In the sequel, the fully realized Eggsy is now a top Kingsman agent, in a relationship with a Scandanavian princess, and when an attack destroys most of the Kingsmen, it now falls to Eggsy to stop Adams’s nefarious plan. In order to do this, he and Merlin (the franchise’s version of Q, played by Mark Strong) travel to the US to team up with their version of The Kingsmen: The Statesmen, played as little more than cameos by Jeff Bridges, Halle Berry, Channing Tatum, and Pedro Pascal. If you wonder why The Statesmen and Merlin (being the super tech genius) weren’t also targeted (he wasn’t home at the time, and The Statesmen … well, that’s anyone’s guess), you get a sense of the sheer incompetence on display in the writing. The Statesmen plot points are embarrassingly written. It felt like I was watching something written by a 12 year old competition entrant, it’s that bad. Of the Americans in the movie, the least expensive actor, Pedro Pascal (you’ll remember him as the tragic, noble Oberyn Martell from Game of Thrones season 4) gets the most screen time, as some bullwhip-wielding cowboy type, and when you learn his motivation towards the end I hope you’ll be as stunned as I was – not because it’s so well written, however. This is what passes for characterisation in Goldman’s world?
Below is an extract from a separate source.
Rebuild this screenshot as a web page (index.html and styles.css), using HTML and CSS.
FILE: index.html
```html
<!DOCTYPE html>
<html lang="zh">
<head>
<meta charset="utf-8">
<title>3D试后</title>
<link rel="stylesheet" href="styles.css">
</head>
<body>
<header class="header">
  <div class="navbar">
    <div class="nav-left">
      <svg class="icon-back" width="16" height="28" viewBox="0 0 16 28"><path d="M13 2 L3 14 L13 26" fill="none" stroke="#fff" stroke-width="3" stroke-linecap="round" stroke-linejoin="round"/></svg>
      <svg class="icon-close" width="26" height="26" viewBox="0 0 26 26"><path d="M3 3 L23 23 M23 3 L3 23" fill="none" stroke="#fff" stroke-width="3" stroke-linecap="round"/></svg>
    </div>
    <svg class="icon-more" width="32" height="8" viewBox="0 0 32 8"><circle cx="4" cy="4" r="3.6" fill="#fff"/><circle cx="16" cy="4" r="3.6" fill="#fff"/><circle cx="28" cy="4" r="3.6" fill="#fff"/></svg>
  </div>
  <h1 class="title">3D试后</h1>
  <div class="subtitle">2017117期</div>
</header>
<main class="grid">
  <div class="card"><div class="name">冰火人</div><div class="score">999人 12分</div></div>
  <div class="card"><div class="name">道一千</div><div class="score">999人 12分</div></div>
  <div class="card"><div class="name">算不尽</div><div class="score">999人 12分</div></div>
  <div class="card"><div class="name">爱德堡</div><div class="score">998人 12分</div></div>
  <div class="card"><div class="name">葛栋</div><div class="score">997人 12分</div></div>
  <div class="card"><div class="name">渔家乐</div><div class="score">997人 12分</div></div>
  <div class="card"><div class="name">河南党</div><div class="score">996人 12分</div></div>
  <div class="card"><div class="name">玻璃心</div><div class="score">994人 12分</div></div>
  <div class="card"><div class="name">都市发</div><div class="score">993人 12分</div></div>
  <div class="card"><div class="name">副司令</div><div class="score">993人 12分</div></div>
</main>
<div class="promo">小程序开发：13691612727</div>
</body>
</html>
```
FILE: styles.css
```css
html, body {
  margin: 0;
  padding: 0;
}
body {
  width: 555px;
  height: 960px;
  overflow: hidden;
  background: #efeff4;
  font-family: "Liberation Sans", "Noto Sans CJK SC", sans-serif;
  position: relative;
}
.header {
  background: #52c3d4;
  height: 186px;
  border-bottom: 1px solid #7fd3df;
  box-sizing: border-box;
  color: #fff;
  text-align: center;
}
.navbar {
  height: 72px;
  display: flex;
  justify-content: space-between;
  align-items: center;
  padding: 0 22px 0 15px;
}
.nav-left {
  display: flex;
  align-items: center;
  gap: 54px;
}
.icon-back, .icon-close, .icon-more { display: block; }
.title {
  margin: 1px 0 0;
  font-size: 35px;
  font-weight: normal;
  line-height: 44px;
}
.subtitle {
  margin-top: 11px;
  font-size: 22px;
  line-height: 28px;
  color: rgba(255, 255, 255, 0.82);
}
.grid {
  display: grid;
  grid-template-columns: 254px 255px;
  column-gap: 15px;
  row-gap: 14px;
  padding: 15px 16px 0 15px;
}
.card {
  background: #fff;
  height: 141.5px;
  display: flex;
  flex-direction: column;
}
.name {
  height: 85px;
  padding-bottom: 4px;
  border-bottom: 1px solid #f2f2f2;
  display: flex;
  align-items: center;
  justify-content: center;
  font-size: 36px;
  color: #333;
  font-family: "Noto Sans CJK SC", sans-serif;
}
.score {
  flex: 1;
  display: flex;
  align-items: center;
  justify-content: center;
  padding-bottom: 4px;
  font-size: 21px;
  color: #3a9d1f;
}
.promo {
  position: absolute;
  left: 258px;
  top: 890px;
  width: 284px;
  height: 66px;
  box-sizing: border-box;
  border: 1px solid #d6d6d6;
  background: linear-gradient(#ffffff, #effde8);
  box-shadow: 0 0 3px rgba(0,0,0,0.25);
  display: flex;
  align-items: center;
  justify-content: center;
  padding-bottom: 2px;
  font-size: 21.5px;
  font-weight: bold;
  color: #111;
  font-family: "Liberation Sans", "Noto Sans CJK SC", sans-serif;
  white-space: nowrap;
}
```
And what of the stuff that made The Secret Service a decent watch? All gone. The charm exuded by Egerton has been replaced with a seen-it-all-before smugness. Here, the only thing to overcome is the plot, whereas the fun of the first movie was seeing Eggsy grow into his role as a toff, as well as an action hero. In The Golden Circle, he’s already got the culture thing down, and his only ties to his old life (old?! the movie takes place only 1 year after the first movie!) are some barely sketched in childhood friends that only really serve as basic comedy relief (in a movie that’s already meant to be a comedy?), and as a tie-in to the archplot. Colin Firth returns as Galahad, and like Egerton, was one of the things that made The Secret Service work. In this movie, he’s simply hitting the repeat button on his performance, and it comes off as a bored cash grab.
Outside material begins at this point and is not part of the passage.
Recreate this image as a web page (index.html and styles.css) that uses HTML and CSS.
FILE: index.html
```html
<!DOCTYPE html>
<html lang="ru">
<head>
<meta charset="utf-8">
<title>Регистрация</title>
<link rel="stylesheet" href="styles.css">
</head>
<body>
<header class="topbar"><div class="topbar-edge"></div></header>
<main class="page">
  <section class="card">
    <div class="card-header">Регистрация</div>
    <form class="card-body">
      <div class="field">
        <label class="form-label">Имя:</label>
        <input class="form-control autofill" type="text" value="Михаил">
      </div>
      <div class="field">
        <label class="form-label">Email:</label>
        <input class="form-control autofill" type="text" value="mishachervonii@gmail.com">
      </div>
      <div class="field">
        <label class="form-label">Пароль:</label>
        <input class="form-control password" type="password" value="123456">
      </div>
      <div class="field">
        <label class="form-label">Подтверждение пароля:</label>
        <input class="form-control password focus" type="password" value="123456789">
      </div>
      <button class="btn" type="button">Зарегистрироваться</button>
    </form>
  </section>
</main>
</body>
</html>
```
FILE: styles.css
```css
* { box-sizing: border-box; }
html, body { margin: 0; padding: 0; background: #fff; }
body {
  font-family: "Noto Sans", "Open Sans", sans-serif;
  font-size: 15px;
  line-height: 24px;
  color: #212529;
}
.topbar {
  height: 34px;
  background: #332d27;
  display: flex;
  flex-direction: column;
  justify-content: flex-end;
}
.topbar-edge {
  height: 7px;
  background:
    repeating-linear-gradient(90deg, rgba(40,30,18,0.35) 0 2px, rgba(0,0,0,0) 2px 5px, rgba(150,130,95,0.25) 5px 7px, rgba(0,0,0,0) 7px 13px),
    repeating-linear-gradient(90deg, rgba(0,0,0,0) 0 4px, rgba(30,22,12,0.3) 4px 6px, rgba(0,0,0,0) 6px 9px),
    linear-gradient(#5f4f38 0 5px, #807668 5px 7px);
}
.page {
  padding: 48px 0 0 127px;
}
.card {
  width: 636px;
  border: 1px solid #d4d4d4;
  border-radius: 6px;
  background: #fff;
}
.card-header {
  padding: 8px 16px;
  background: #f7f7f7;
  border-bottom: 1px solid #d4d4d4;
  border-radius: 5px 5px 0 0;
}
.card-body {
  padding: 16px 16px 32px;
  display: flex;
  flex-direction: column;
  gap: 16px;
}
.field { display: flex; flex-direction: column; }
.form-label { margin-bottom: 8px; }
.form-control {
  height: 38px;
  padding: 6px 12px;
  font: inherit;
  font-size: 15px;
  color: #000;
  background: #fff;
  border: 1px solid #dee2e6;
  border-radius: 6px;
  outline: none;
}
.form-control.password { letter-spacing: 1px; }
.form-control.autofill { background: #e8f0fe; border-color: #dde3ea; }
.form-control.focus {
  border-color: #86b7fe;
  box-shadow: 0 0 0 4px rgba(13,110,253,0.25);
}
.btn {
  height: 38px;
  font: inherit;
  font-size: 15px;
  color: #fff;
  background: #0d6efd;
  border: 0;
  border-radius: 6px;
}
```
But while Egerton and Firth are not terrible, Moore most certainly is. This is not a movie that’s going to make her proud. It’s not a movie that her friends are going to tell her was at least “fun”. No, it’s a profoundly embarrassing performance, and I’m sure she knew it throughout the production. When I see an actor take on this kind of role, it makes me respect them a lot less. She barely even shows up to say the kind of crap Goldman has put in her mouth, and her performance is of the we-filmed-around-the-two-days-she-was-available kind. Cash that cheque, Julliane, then forget all about it, if you can.
But the absolute worst thing about the movie? Elton John’s extended cameo. I don’t think I’ve ever seen such a horrible celebrity cameo in a movie as this one. If he didn’t know he was going to come off so badly before he signed on the line that is dotted, he’d surely have known it during filming. It’s so bad I can barely describe it, but I’ll try: including Elton John as the celebrity that Poppy Adams captured to play his greatest hits in her empty rainforest retro music theater, the movie shows its true hand. It’s not really a sequel to Kingsman: The Secret Service after all, it’s actually Austin Powers 4: For No-Brains Only.